One modification that we made to the basic Euclidean distance algorithm was in regards to instances in which one phone received signal(s) from an access point from which the other user did not. As seen in our video on how we joined together two scans of Wi-Fi data into a single DataFrame, when this situation occurs, the RSSI value recorded for the user who did not pick up activity from this access point will be a null value. In our earliest implementation of the basic Euclidean distance algorithm, all access points for which this was the case were dropped from the proceeding calculation, therefore requiring that both users would have needed to receive signals from the access point in order for those values to be included in the calculation. However, we realized that this condition could cause omission of very valuable data, including scenarios in which one user was simply too far away from an access point in comparison to the other person, indicating a high probability of a large distance between them.

To avoid this deletion of valuable information, we decided to fill this null value with some sort of ‘penalty’ for cases of unmatched networks. Our first approach to the penalty was to fill the null value with the minimum RSSI value received throughout the scans of both phones, representing the access point being very far from the user who did not scan it. Upon further analysis, we also explored using a grand average of RSSI values as the replacement, which acts as less of a ‘penalty’ and more of a ‘substitution,’ upon the acknowledgement that RSSI data can be inherently irregular and that a lack of representation from an access point may not always indicate a large distance from the device.

Ultimately, we found stronger results with the average penalty, and examples of our decision-making process are shown in the plots below.

Example of early plots indicating a clearer correlation between true and Euclidean distance when the RSSI values of unmatched networks are filled with an average penalty (right) as opposed to a minimum penalty (left). These results were confirmed with more detailed, extensive plots, including test statistics and lines of best fit.

Normalization

One interesting characteristic of our plots that we noticed early in the project was that for different tests, the magnitudes of the y-axis (i.e. Euclidean distance values) often varied immensely. We attributed this variation in scale mainly to the fact that depending on the number of access points observed in certain tests, the Euclidean distances produced could be inherently larger. Specifically, if we compare a test performed in an environment with a dense concentration of access points, then the number of individual terms included in the Euclidean distance calculation will naturally be larger than a test in which there was a lower number of surrounding access points.

Given this fact, we knew that we would need to find a way to be able to compare results fairly across all testing scenarios, leading us to methods of normalization. Our approaches included dividing the Euclidean distance by n, n2, and the square root of n, where n represents the total number of access points seen amongst the joined Wi-Fi scans. Ultimately, our most successful results came from dividing Euclidean distance by n, which logically aligned with our expectations, since this represents a natural weighting of the total number of ‘dimensions’ seen in different environments.

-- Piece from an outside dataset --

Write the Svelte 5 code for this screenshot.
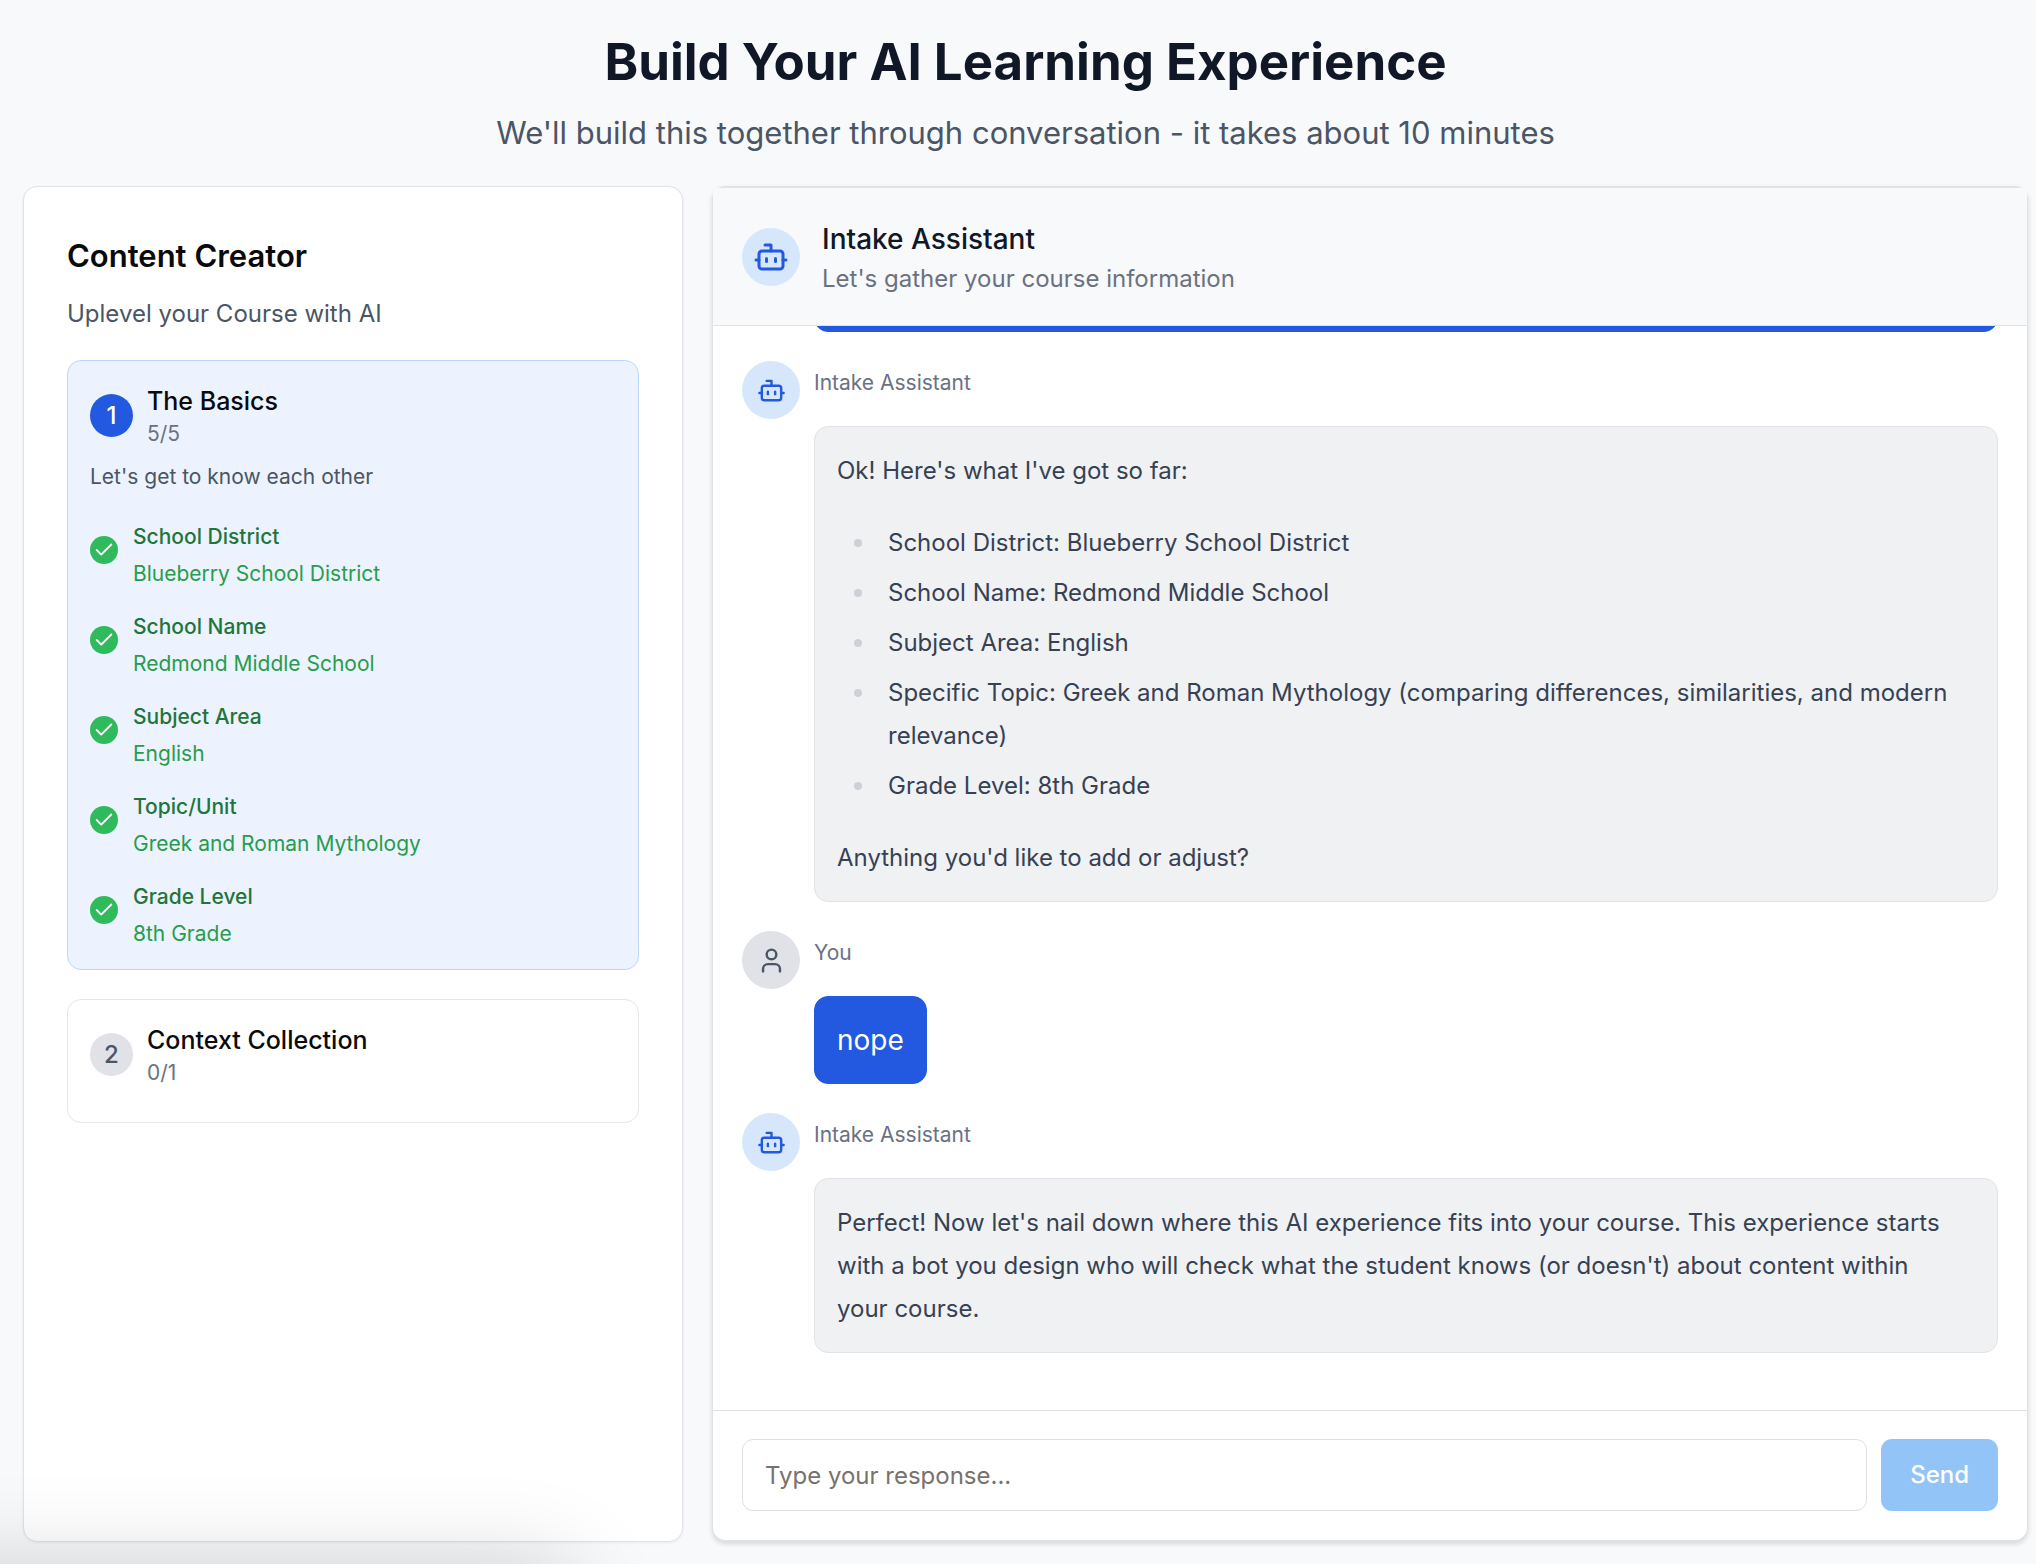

The plots on the left are the results of a basic Euclidean distance algorithm, including a test taken in Bauer Hall (top row), as well as two different apartment settings (middle and bottom row). The plots on the right are the results from these same exact tests, modified algorithmically by the inclusion of a normalization by the number of networks picked up during the scan. This is an incredible transformation, as the direct relationship between true and Euclidean distance evidently grows & the dispersion of data points simultaneously decreases with the application of this normalization.

Standard Deviation

Another variation of the Euclidean distance algorithm that we developed was based upon first filtering out access points considered to be “unreliable.” We did this by calculating the standard deviation the RSSI value from each BSS (unique access point) as part of the groupby BSS step in our joining of data sets. This allowed us to remove access points considered “unreliable” based on their standard deviation. Specifically, we classified these access points as unreliable if there was a high level of inconsistency in the values produced by their signals. We iterated through numerous values to test what would be an optimal threshold for standard deviation. While the results were not entirely conclusive, leading us to believe that this value is somewhat dependent on the specific test environment, we found values of around 7 to be an effective upper limit of standard deviation.

Rank

We observed that the range of RSSI values read was very dependent on the environment and therefore could cause inherent differentiation in Euclidean distance. Specifically, if one environment produced generally lower/higher RSSI values as a whole, or if one phone recorded lower/higher values based on some sort of bias on the device, the value of the Euclidean distance would therefore be inherently lower/higher. This would cause a major problem in universal conversion from Euclidean distance to true distance in the process of classifying an exposure. Given this consideration, we created an algorithm that sorted Wi-Fi scans for each respective device by strength and reassigned their RSSI value as their “rank” of i*(1/n) for the ith strongest network. The algorithm only looks at a limited number of total networks to ensure equal ranking. This algorithm then calculated the Euclidean distance using the re-assigned RSSI values.

N Strongest

Another way that we explored filtering the data was to only consider the top n strongest networks. The logic behind this was that access points farther from from a user (access points with lower RSSI values) would be less reliable and less sensitive to changes in true distance. This algorithm essentially kept the top n strongest networks seen by both devices individually and dropped the rest before calculating the Euclidean distance.

RSSI Threshold

We continued to address the unreliability of access points at a greater distance from the user by creating a Euclidean distance algorithm that filtered out networks based on a minimum acceptable RSSI value. In essence, this algorithm dropped all access points where the average RSSI value within the comparison interval was less than the specified threshold. We iterated through many possible thresholds and, similar to the standard deviation algorithm, did not find an optimal value but did find that incorporating this condition delivered significantly improved results.

BSS Frequency

Our last algorithm that was intended to handle “unreliable” networks accomplished this task by filtering out networks that showed up less than n times within a comparison interval. Most Wi-Fi networks produced 20-30 unique signal recordings in a 60-second interval. However, this level of recording was not constant amongst all BSSs, making this interesting criteria for investigation. Hence, we created a version of the Euclidean distance algorithm that dropped networks if their BSS showed up less than n times in the 60 second comparison interval.